— begin DATA EXCERPT —
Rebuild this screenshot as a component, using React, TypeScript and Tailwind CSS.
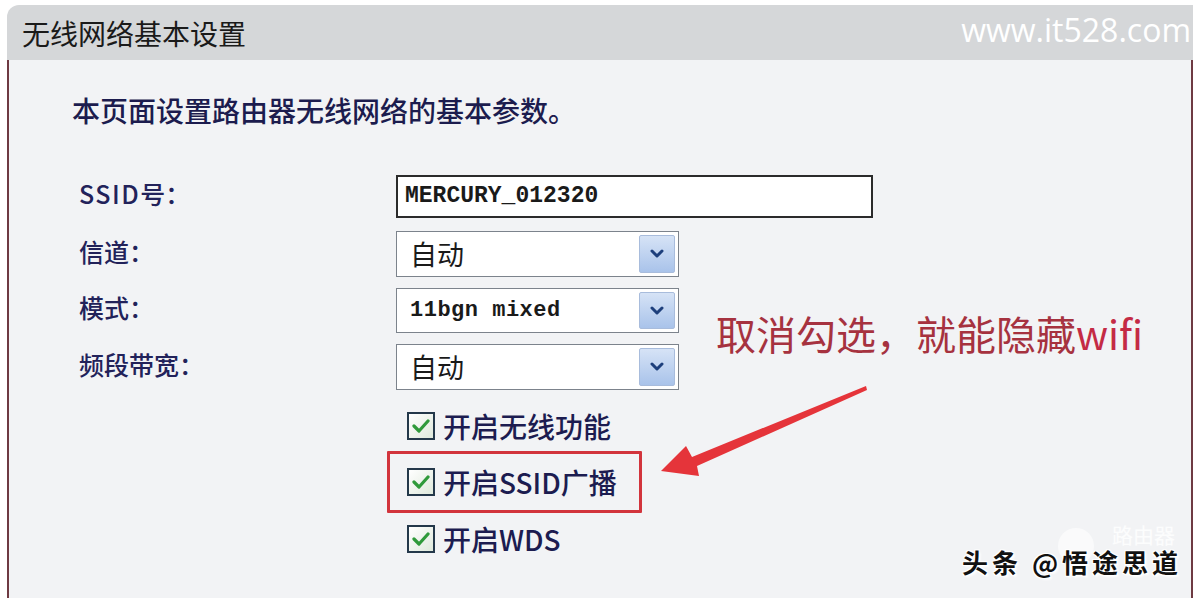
import React from "react";

const CJK = { fontFamily: '"Noto Sans CJK SC", "Noto Sans", sans-serif' };
const MONO = { fontFamily: '"Liberation Mono", "DejaVu Sans Mono", monospace' };

function Chevron() {
  return (
    <svg width="14" height="10" viewBox="0 0 14 10">
      <path d="M2 2 L7 7 L12 2" fill="none" stroke="#1d3f7c" strokeWidth="3" strokeLinecap="round" strokeLinejoin="round" />
    </svg>
  );
}

function Select({ children, mono }: { children: React.ReactNode; mono?: boolean }) {
  return (
    <div className="w-[283px] h-full border border-[#7c838c] bg-white flex items-center justify-between pl-[13px] pr-[3px] py-[3px]">
      {mono ? (
        <span className="text-[22px] font-bold text-[#1a1a1a] tracking-[0.5px]" style={MONO}>{children}</span>
      ) : (
        <span className="text-[27px] text-[#1a1a1a] leading-none -mt-[2px]" style={CJK}>{children}</span>
      )}
      <div className="w-[36px] h-full bg-gradient-to-b from-[#d6e3f6] to-[#a9c3ea] border border-[#a8bcdc] rounded-[2px] flex items-center justify-center">
        <Chevron />
      </div>
    </div>
  );
}

function Check({ label }: { label: string }) {
  return (
    <div className="flex items-center h-[28px] gap-[8px]">
      <div className="w-[28px] h-[28px] border-2 border-[#24384a] bg-gradient-to-br from-[#ffffff] to-[#dfe9dc] flex items-center justify-center">
        <svg width="18" height="14" viewBox="0 0 18 14">
          <path d="M2 7 L7 12 L16 2" fill="none" stroke="#2f9a3a" strokeWidth="3.2" strokeLinecap="round" strokeLinejoin="round" />
        </svg>
      </div>
      <span className="text-[28px] leading-none text-[#1c1c50] font-medium" style={CJK}>{label}</span>
    </div>
  );
}

const labelCls = "w-[317px] text-[25px] leading-none text-[#22225a] font-medium -mt-[6px]";

export default function App() {
  return (
    <div className="w-[1200px] h-[598px] bg-white pt-[5px] pl-[7px] pr-[7px] overflow-hidden relative">
      <div className="flex flex-col h-full">
        <div className="h-[55px] bg-[#d5d7d9] rounded-tl-[12px] flex items-center justify-between pl-[15px] pr-[2px]">
          <span className="text-[28px] leading-none text-[#1a1a1a]" style={CJK}>无线网络基本设置</span>
          <span className="text-[32px] leading-none text-white -mt-[6px]" style={{ fontFamily: '"Open Sans", "DejaVu Sans", sans-serif' }}>www.it528.com</span>
        </div>
        <div className="flex-1 bg-[#f2f3f5] border-l-2 border-r-2 border-[#6e3a42] pl-[63px] pt-[35px]">
          <div className="text-[28px] leading-[30px] text-[#1c1c4e] font-medium" style={CJK}>本页面设置路由器无线网络的基本参数。</div>
          <div className="flex flex-col mt-[50px] ml-[7px]">
            <div className="flex items-center h-[43px]">
              <div className={labelCls} style={CJK}><span className="tracking-[1.5px]">SSID</span>号：</div>
              <div className="w-[477px] h-full border-2 border-[#2b2b2b] bg-white flex items-center pl-[7px]">
                <span className="text-[23px] font-bold text-[#1a1a1a]" style={MONO}>MERCURY_012320</span>
              </div>
            </div>
            <div className="flex items-center h-[46px] mt-[13px]">
              <div className={labelCls} style={CJK}>信道：</div>
              <Select>自动</Select>
            </div>
            <div className="flex items-center h-[45px] mt-[11px]">
              <div className={labelCls} style={CJK}>模式：</div>
              <Select mono>11bgn mixed</Select>
            </div>
            <div className="flex items-center h-[46px] mt-[11px]">
              <div className={labelCls} style={CJK}>频段带宽：</div>
              <Select>自动</Select>
            </div>
            <div className="flex flex-col ml-[328px] mt-[22px]">
              <Check label="开启无线功能" />
              <div className="mt-[28px]"><Check label="开启SSID广播" /></div>
              <div className="mt-[29px]"><Check label="开启WDS" /></div>
            </div>
          </div>
        </div>
      </div>

      {/* annotation: red highlight box */}
      <div className="absolute left-[387px] top-[451px] w-[255px] h-[62px] border-[3px] border-[#d2343c] rounded-[1px]" />

      {/* annotation text */}
      <div className="absolute left-[716px] top-[313px] text-[40px] leading-none text-[#a6323f] whitespace-nowrap" style={CJK}>
        取消勾选，就能隐藏<span className="text-[#c42a45]">wifi</span>
      </div>

      {/* arrow */}
      <svg className="absolute left-0 top-0" width="1200" height="598" viewBox="0 0 1200 598">
        <polygon
          points="661,471 686,446 692,457 866,386 867,390 697,466 699,476"
          fill="#e5343a"
        />
      </svg>

      {/* footer watermark */}
      <div className="absolute left-[1058px] top-[528px] w-[36px] h-[36px] rounded-full bg-white/60" />
      <div className="absolute left-[1112px] top-[524px] text-[21px] leading-none text-white/80" style={CJK}>路由器</div>
      <div
        className="absolute left-[962px] top-[549px] text-[26px] leading-none font-bold text-[#111] whitespace-nowrap tracking-[4px]"
        style={{ ...CJK, textShadow: "1px 1px 0 #fff, -1px -1px 0 #fff, 1px -1px 0 #fff, -1px 1px 0 #fff, 2px 2px 2px rgba(255,255,255,0.9)" }}
      >
        头条 @悟途思道
      </div>
    </div>
  );
}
— end DATA EXCERPT —
WHAT THE TASK ASKS:
Except for the pictures, give all the material above again verbatim.

RESULT:
Rebuild this screenshot as a component, using React, TypeScript and Tailwind CSS.
import React from "react";

const CJK = { fontFamily: '"Noto Sans CJK SC", "Noto Sans", sans-serif' };
const MONO = { fontFamily: '"Liberation Mono", "DejaVu Sans Mono", monospace' };

function Chevron() {
  return (
    <svg width="14" height="10" viewBox="0 0 14 10">
      <path d="M2 2 L7 7 L12 2" fill="none" stroke="#1d3f7c" strokeWidth="3" strokeLinecap="round" strokeLinejoin="round" />
    </svg>
  );
}

function Select({ children, mono }: { children: React.ReactNode; mono?: boolean }) {
  return (
    <div className="w-[283px] h-full border border-[#7c838c] bg-white flex items-center justify-between pl-[13px] pr-[3px] py-[3px]">
      {mono ? (
        <span className="text-[22px] font-bold text-[#1a1a1a] tracking-[0.5px]" style={MONO}>{children}</span>
      ) : (
        <span className="text-[27px] text-[#1a1a1a] leading-none -mt-[2px]" style={CJK}>{children}</span>
      )}
      <div className="w-[36px] h-full bg-gradient-to-b from-[#d6e3f6] to-[#a9c3ea] border border-[#a8bcdc] rounded-[2px] flex items-center justify-center">
        <Chevron />
      </div>
    </div>
  );
}

function Check({ label }: { label: string }) {
  return (
    <div className="flex items-center h-[28px] gap-[8px]">
      <div className="w-[28px] h-[28px] border-2 border-[#24384a] bg-gradient-to-br from-[#ffffff] to-[#dfe9dc] flex items-center justify-center">
        <svg width="18" height="14" viewBox="0 0 18 14">
          <path d="M2 7 L7 12 L16 2" fill="none" stroke="#2f9a3a" strokeWidth="3.2" strokeLinecap="round" strokeLinejoin="round" />
        </svg>
      </div>
      <span className="text-[28px] leading-none text-[#1c1c50] font-medium" style={CJK}>{label}</span>
    </div>
  );
}

const labelCls = "w-[317px] text-[25px] leading-none text-[#22225a] font-medium -mt-[6px]";

export default function App() {
  return (
    <div className="w-[1200px] h-[598px] bg-white pt-[5px] pl-[7px] pr-[7px] overflow-hidden relative">
      <div className="flex flex-col h-full">
        <div className="h-[55px] bg-[#d5d7d9] rounded-tl-[12px] flex items-center justify-between pl-[15px] pr-[2px]">
          <span className="text-[28px] leading-none text-[#1a1a1a]" style={CJK}>无线网络基本设置</span>
          <span className="text-[32px] leading-none text-white -mt-[6px]" style={{ fontFamily: '"Open Sans", "DejaVu Sans", sans-serif' }}>www.it528.com</span>
        </div>
        <div className="flex-1 bg-[#f2f3f5] border-l-2 border-r-2 border-[#6e3a42] pl-[63px] pt-[35px]">
          <div className="text-[28px] leading-[30px] text-[#1c1c4e] font-medium" style={CJK}>本页面设置路由器无线网络的基本参数。</div>
          <div className="flex flex-col mt-[50px] ml-[7px]">
            <div className="flex items-center h-[43px]">
              <div className={labelCls} style={CJK}><span className="tracking-[1.5px]">SSID</span>号：</div>
              <div className="w-[477px] h-full border-2 border-[#2b2b2b] bg-white flex items-center pl-[7px]">
                <span className="text-[23px] font-bold text-[#1a1a1a]" style={MONO}>MERCURY_012320</span>
              </div>
            </div>
            <div className="flex items-center h-[46px] mt-[13px]">
              <div className={labelCls} style={CJK}>信道：</div>
              <Select>自动</Select>
            </div>
            <div className="flex items-center h-[45px] mt-[11px]">
              <div className={labelCls} style={CJK}>模式：</div>
              <Select mono>11bgn mixed</Select>
            </div>
            <div className="flex items-center h-[46px] mt-[11px]">
              <div className={labelCls} style={CJK}>频段带宽：</div>
              <Select>自动</Select>
            </div>
            <div className="flex flex-col ml-[328px] mt-[22px]">
              <Check label="开启无线功能" />
              <div className="mt-[28px]"><Check label="开启SSID广播" /></div>
              <div className="mt-[29px]"><Check label="开启WDS" /></div>
            </div>
          </div>
        </div>
      </div>

      {/* annotation: red highlight box */}
      <div className="absolute left-[387px] top-[451px] w-[255px] h-[62px] border-[3px] border-[#d2343c] rounded-[1px]" />

      {/* annotation text */}
      <div className="absolute left-[716px] top-[313px] text-[40px] leading-none text-[#a6323f] whitespace-nowrap" style={CJK}>
        取消勾选，就能隐藏<span className="text-[#c42a45]">wifi</span>
      </div>

      {/* arrow */}
      <svg className="absolute left-0 top-0" width="1200" height="598" viewBox="0 0 1200 598">
        <polygon
          points="661,471 686,446 692,457 866,386 867,390 697,466 699,476"
          fill="#e5343a"
        />
      </svg>

      {/* footer watermark */}
      <div className="absolute left-[1058px] top-[528px] w-[36px] h-[36px] rounded-full bg-white/60" />
      <div className="absolute left-[1112px] top-[524px] text-[21px] leading-none text-white/80" style={CJK}>路由器</div>
      <div
        className="absolute left-[962px] top-[549px] text-[26px] leading-none font-bold text-[#111] whitespace-nowrap tracking-[4px]"
        style={{ ...CJK, textShadow: "1px 1px 0 #fff, -1px -1px 0 #fff, 1px -1px 0 #fff, -1px 1px 0 #fff, 2px 2px 2px rgba(255,255,255,0.9)" }}
      >
        头条 @悟途思道
      </div>
    </div>
  );
}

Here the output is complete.